Posted by Eric Putkonen on 12/22/2015 in Recruiting articles |

We all know that employee referrals are one of the best sources of hire; however, referral quality beats referral quantity.  But do you measure the quality of your employee referrals?

I have seen the same situation in several companies and heard it from multiple peers, many of the employee referrals are crap.  We see referrals that don’t meet the minimum qualifications.  We see referrals that are beyond what the position pays.  We see referrals that barely meet the requirements or otherwise are not among the top applicants that we see.  There are times I wish the quality of the referrals were better.  But without measuring quality of employee referral, how can we hope to improve it?

Thank you to Sonny Abesamis (CC BY 2.0)

Thank you to Sonny Abesamis (CC BY 2.0)

What metrics would I suggest for measuring the quality of employee referrals?

Primarily, I would say percentage of referrals that meet the minimum qualifications of the position and percentage of hires of the total number of referrals (closure rate).

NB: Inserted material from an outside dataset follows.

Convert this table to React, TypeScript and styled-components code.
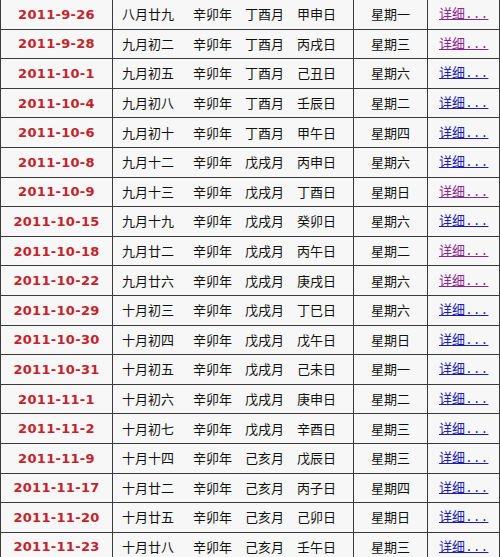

Potentially, I may also try to capture if the referrals are just meeting the requirements or exceeding requirements – or perhaps more simply are the referrals in the top 50% of total applicants to a position or the bottom 50% (you could even raise this to top 40% or whatever).

We always try to hire the strongest people for the positions, but if the referrals are always on the bottom 50%…it is not really helping and this might be something to train and coach employees about.  Especially as our employees are making referrals that match the requirements, but their referrals are never interviewed…and they are wondering why.  Without more information, they will become discouraged and stop making referrals.

Also, as you get referrals…while collecting the name of the referrer (for potential bonuses paid), but sure to collect what department or segment they work in.  That way if there are issues with the quality of the referrals from certain areas within the company, you know what groups may need additional training and coaching on making employee referrals.

We need metrics on our employee referral programs.  We can not just set it and forget it.  We can tweak and improve upon the employee referral program.  This will also not only increase the quality of the referrals, but it will also increase the employee satisfaction with the employee referral program.

Put it this way, with some training and coaching we may be able to virtually eliminate the referrals that do not meet the minimum requirements of the position.  You may also virtually eliminate the referrals that are not in the geographic region and require relocation assistance (by coaching employees on which job have no relocation assistance or sign-on bonus, so they cease referring people that require this to move).  You may coach employees on the current attitude towards H1B visas and such, and maybe reduce the number of referrals that require visas when you can not sponsor a visa.

Thank you to GotCredit (CC BY 2.0)

Thank you to GotCredit (CC BY 2.0)

Basically, we can educate our employees on what people we can not help employ…and if the employees understand, they stop referring these kinds of people.  This eliminates a whole set of employee referrals we normally would have to review (and reject) and eliminate this is a whole set of employees who are no longer wondering why their referrals are not being interviewed for the position.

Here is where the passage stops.